**DATA LINES:**
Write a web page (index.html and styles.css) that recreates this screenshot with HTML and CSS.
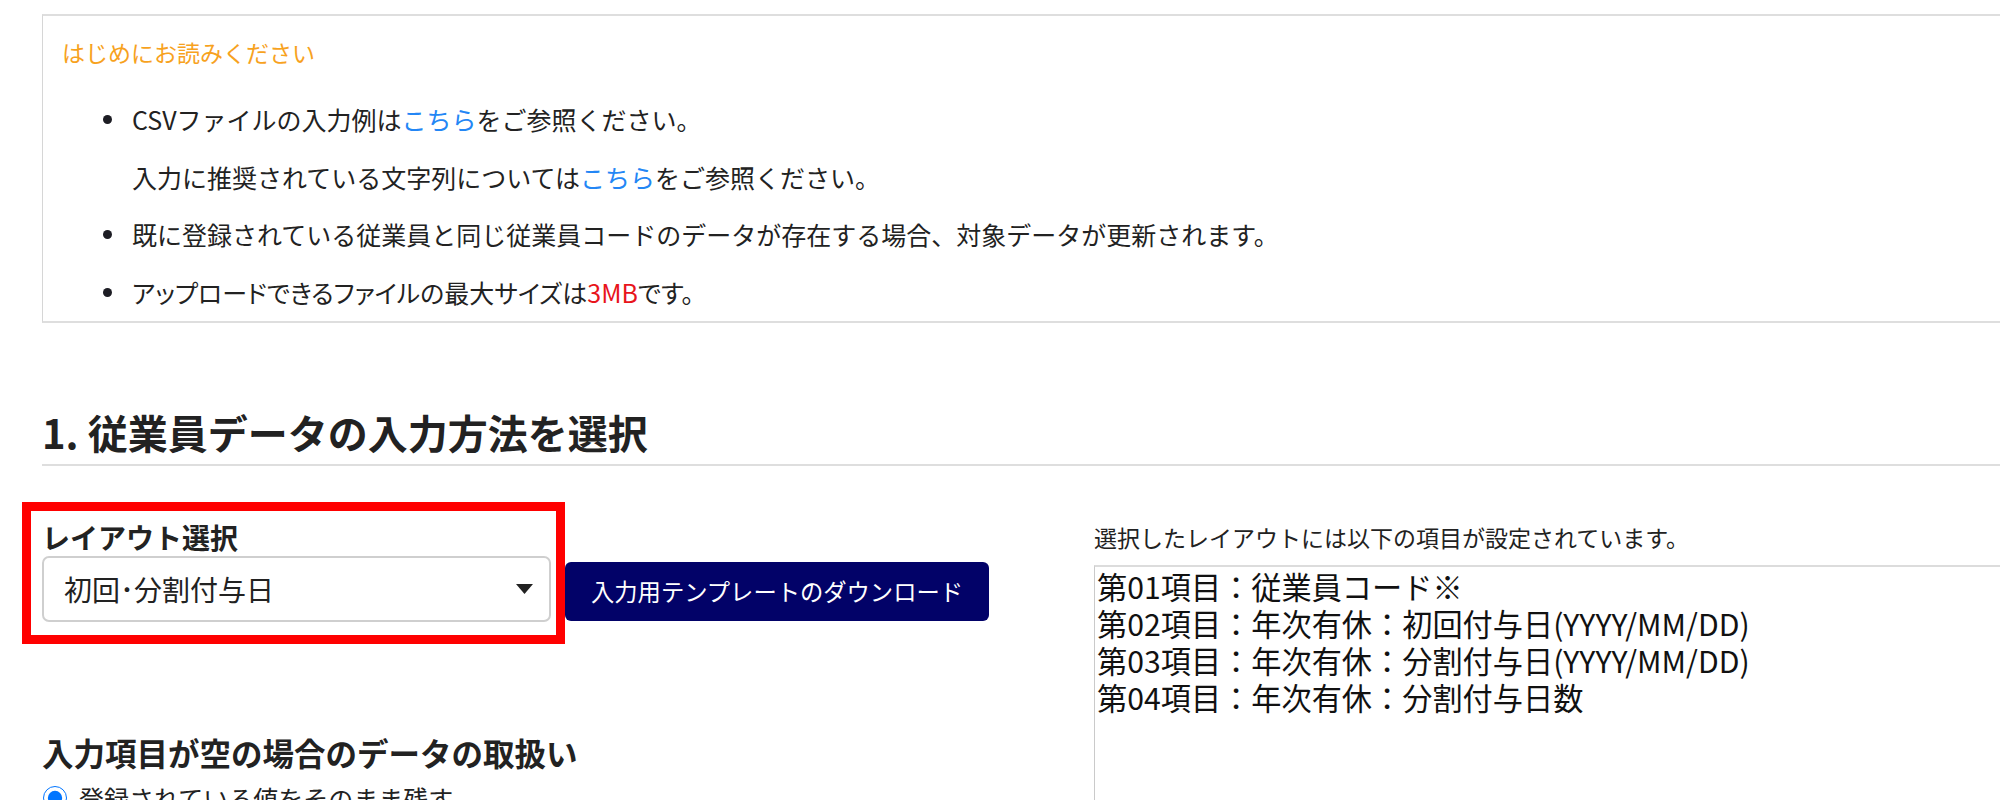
FILE: index.html
```html
<!DOCTYPE html>
<html lang="ja">
<head>
<meta charset="utf-8">
<title>従業員データの入力</title>
<link rel="stylesheet" href="styles.css">
</head>
<body>
<div class="page">
  <section class="notice">
    <h3 class="notice-title">はじめにお読みください</h3>
    <ul class="notes">
      <li>
        <div>
          <p>CSVファイルの入力例は<a class="link" href="#">こちら</a>をご参照ください。</p>
          <p>入力に推奨されている文字列については<a class="link" href="#">こちら</a>をご参照ください。</p>
        </div>
      </li>
      <li><p>既に登録されている従業員と同じ従業員コードのデータが存在する場合、対象データが更新されます。</p></li>
      <li><p class="tight">アップロードできるファイルの最大サイズは<span class="em-red">3MB</span>です。</p></li>
    </ul>
  </section>

  <h2 class="section-title">1. 従業員データの入力方法を選択</h2>

  <div class="layout-row">
    <div class="left-col">
      <div class="select-row">
        <div class="highlight">
          <label class="field-label">レイアウト選択</label>
          <div class="select">
            <span>初回･分割付与日</span>
            <svg class="caret" width="17" height="10" viewBox="0 0 17 10"><polygon points="0,0 17,0 8.5,10" fill="#222"/></svg>
          </div>
        </div>
        <button class="btn-download" type="button">入力用テンプレートのダウンロード</button>
      </div>

      <h3 class="empty-title">入力項目が空の場合のデータの取扱い</h3>
      <label class="radio-row"><input type="radio" name="empty" checked><span>登録されている値をそのまま残す</span></label>
    </div>

    <div class="right-col">
      <p class="fields-caption">選択したレイアウトには以下の項目が設定されています。</p>
      <div class="fields">
        <p>第01項目：従業員コード※</p>
        <p>第02項目：年次有休：初回付与日(YYYY/MM/DD)</p>
        <p>第03項目：年次有休：分割付与日(YYYY/MM/DD)</p>
        <p>第04項目：年次有休：分割付与日数</p>
      </div>
    </div>
  </div>
</div>
</body>
</html>
```

FILE: styles.css
```css
html, body {
  margin: 0;
  padding: 0;
  background: #fff;
}
body {
  overflow: hidden;
  font-family: "Noto Sans CJK JP", "Noto Sans", sans-serif;
  color: #222;
}
p { margin: 0; }

.page {
  width: 2100px;
  padding-left: 42px;
  box-sizing: border-box;
}

/* notice box */
.notice {
  margin-top: 14px;
  border-top: 2px solid #dedede;
  border-bottom: 2px solid #dedede;
  border-left: 1px solid #d6d6d6;
  padding: 19px 0 0 19px;
}
.notice-title {
  margin: 0;
  font-size: 23px;
  line-height: 34px;
  font-weight: 400;
  color: #f7a21e;
}
.notes {
  list-style: none;
  margin: 22px 0 0 0;
  padding: 0 0 0 41px;
}
.notes li {
  display: flex;
  align-items: flex-start;
  font-size: 25px;
  line-height: 57.5px;
}
.notes li::before {
  content: "";
  flex: none;
  width: 9px;
  height: 9px;
  border-radius: 50%;
  background: #1d1d24;
  margin-top: 24px;
  margin-right: 20px;
}
.notes .tight {
  font-feature-settings: "palt" 1;
}
.link {
  color: #2386f5;
  text-decoration: none;
}
.em-red { color: #e8141b; }

/* section title */
.section-title {
  margin: 81px 0 0 0;
  font-size: 40px;
  line-height: 56px;
  font-weight: 700;
  padding-bottom: 4px;
  border-bottom: 2px solid #dedede;
}

/* two-column layout */
.layout-row {
  display: grid;
  grid-template-columns: 1052px 1fr;
  margin-top: 36px;
}

.select-row {
  display: flex;
  align-items: flex-start;
}
.highlight {
  margin-left: -20px;
  border: 9px solid #ff0000;
  padding: 8px 5px 13px 11px;
  width: 509px;
}
.field-label {
  display: block;
  font-size: 28px;
  line-height: 37px;
  font-weight: 700;
}
.select {
  box-sizing: border-box;
  height: 66px;
  border: 2px solid #cfcfcf;
  border-radius: 7px;
  display: flex;
  align-items: center;
  justify-content: space-between;
  padding: 0 16px 0 20px;
  font-size: 28px;
  color: #222;
}
.caret { display: block; }

.btn-download {
  margin-top: 60px;
  height: 59px;
  padding: 0 26px;
  border: none;
  border-radius: 6px;
  background: #020268;
  color: #fff;
  font-family: inherit;
  font-size: 23.3px;
  line-height: 59px;
  white-space: nowrap;
}

.empty-title {
  margin: 88px 0 0 0;
  font-size: 31.5px;
  line-height: 40px;
  font-weight: 700;
}
.radio-row {
  display: flex;
  align-items: center;
  margin-top: 10px;
  font-size: 25px;
  line-height: 32px;
}
.radio-row input {
  width: 24px;
  height: 24px;
  margin: 0 12px 0 1px;
  accent-color: #0075ff;
}

.right-col {
  padding-top: 19px;
}
.fields-caption {
  font-size: 23px;
  line-height: 32px;
}
.fields {
  margin-top: 12px;
  border-top: 2px solid #dcdcdc;
  border-left: 1px solid #cacaca;
  height: 400px;
  padding: 1px 2px;
  font-size: 30.2px;
  line-height: 37px;
  color: #111;
}
```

**OBJECTIVE:**
Quote the full listing above word for word; exclude every picture from the copy.

**THE COMPLETED TASK:**
Write a web page (index.html and styles.css) that recreates this screenshot with HTML and CSS.
FILE: index.html
```html
<!DOCTYPE html>
<html lang="ja">
<head>
<meta charset="utf-8">
<title>従業員データの入力</title>
<link rel="stylesheet" href="styles.css">
</head>
<body>
<div class="page">
  <section class="notice">
    <h3 class="notice-title">はじめにお読みください</h3>
    <ul class="notes">
      <li>
        <div>
          <p>CSVファイルの入力例は<a class="link" href="#">こちら</a>をご参照ください。</p>
          <p>入力に推奨されている文字列については<a class="link" href="#">こちら</a>をご参照ください。</p>
        </div>
      </li>
      <li><p>既に登録されている従業員と同じ従業員コードのデータが存在する場合、対象データが更新されます。</p></li>
      <li><p class="tight">アップロードできるファイルの最大サイズは<span class="em-red">3MB</span>です。</p></li>
    </ul>
  </section>

  <h2 class="section-title">1. 従業員データの入力方法を選択</h2>

  <div class="layout-row">
    <div class="left-col">
      <div class="select-row">
        <div class="highlight">
          <label class="field-label">レイアウト選択</label>
          <div class="select">
            <span>初回･分割付与日</span>
            <svg class="caret" width="17" height="10" viewBox="0 0 17 10"><polygon points="0,0 17,0 8.5,10" fill="#222"/></svg>
          </div>
        </div>
        <button class="btn-download" type="button">入力用テンプレートのダウンロード</button>
      </div>

      <h3 class="empty-title">入力項目が空の場合のデータの取扱い</h3>
      <label class="radio-row"><input type="radio" name="empty" checked><span>登録されている値をそのまま残す</span></label>
    </div>

    <div class="right-col">
      <p class="fields-caption">選択したレイアウトには以下の項目が設定されています。</p>
      <div class="fields">
        <p>第01項目：従業員コード※</p>
        <p>第02項目：年次有休：初回付与日(YYYY/MM/DD)</p>
        <p>第03項目：年次有休：分割付与日(YYYY/MM/DD)</p>
        <p>第04項目：年次有休：分割付与日数</p>
      </div>
    </div>
  </div>
</div>
</body>
</html>
```

FILE: styles.css
```css
html, body {
  margin: 0;
  padding: 0;
  background: #fff;
}
body {
  overflow: hidden;
  font-family: "Noto Sans CJK JP", "Noto Sans", sans-serif;
  color: #222;
}
p { margin: 0; }

.page {
  width: 2100px;
  padding-left: 42px;
  box-sizing: border-box;
}

/* notice box */
.notice {
  margin-top: 14px;
  border-top: 2px solid #dedede;
  border-bottom: 2px solid #dedede;
  border-left: 1px solid #d6d6d6;
  padding: 19px 0 0 19px;
}
.notice-title {
  margin: 0;
  font-size: 23px;
  line-height: 34px;
  font-weight: 400;
  color: #f7a21e;
}
.notes {
  list-style: none;
  margin: 22px 0 0 0;
  padding: 0 0 0 41px;
}
.notes li {
  display: flex;
  align-items: flex-start;
  font-size: 25px;
  line-height: 57.5px;
}
.notes li::before {
  content: "";
  flex: none;
  width: 9px;
  height: 9px;
  border-radius: 50%;
  background: #1d1d24;
  margin-top: 24px;
  margin-right: 20px;
}
.notes .tight {
  font-feature-settings: "palt" 1;
}
.link {
  color: #2386f5;
  text-decoration: none;
}
.em-red { color: #e8141b; }

/* section title */
.section-title {
  margin: 81px 0 0 0;
  font-size: 40px;
  line-height: 56px;
  font-weight: 700;
  padding-bottom: 4px;
  border-bottom: 2px solid #dedede;
}

/* two-column layout */
.layout-row {
  display: grid;
  grid-template-columns: 1052px 1fr;
  margin-top: 36px;
}

.select-row {
  display: flex;
  align-items: flex-start;
}
.highlight {
  margin-left: -20px;
  border: 9px solid #ff0000;
  padding: 8px 5px 13px 11px;
  width: 509px;
}
.field-label {
  display: block;
  font-size: 28px;
  line-height: 37px;
  font-weight: 700;
}
.select {
  box-sizing: border-box;
  height: 66px;
  border: 2px solid #cfcfcf;
  border-radius: 7px;
  display: flex;
  align-items: center;
  justify-content: space-between;
  padding: 0 16px 0 20px;
  font-size: 28px;
  color: #222;
}
.caret { display: block; }

.btn-download {
  margin-top: 60px;
  height: 59px;
  padding: 0 26px;
  border: none;
  border-radius: 6px;
  background: #020268;
  color: #fff;
  font-family: inherit;
  font-size: 23.3px;
  line-height: 59px;
  white-space: nowrap;
}

.empty-title {
  margin: 88px 0 0 0;
  font-size: 31.5px;
  line-height: 40px;
  font-weight: 700;
}
.radio-row {
  display: flex;
  align-items: center;
  margin-top: 10px;
  font-size: 25px;
  line-height: 32px;
}
.radio-row input {
  width: 24px;
  height: 24px;
  margin: 0 12px 0 1px;
  accent-color: #0075ff;
}

.right-col {
  padding-top: 19px;
}
.fields-caption {
  font-size: 23px;
  line-height: 32px;
}
.fields {
  margin-top: 12px;
  border-top: 2px solid #dcdcdc;
  border-left: 1px solid #cacaca;
  height: 400px;
  padding: 1px 2px;
  font-size: 30.2px;
  line-height: 37px;
  color: #111;
}
```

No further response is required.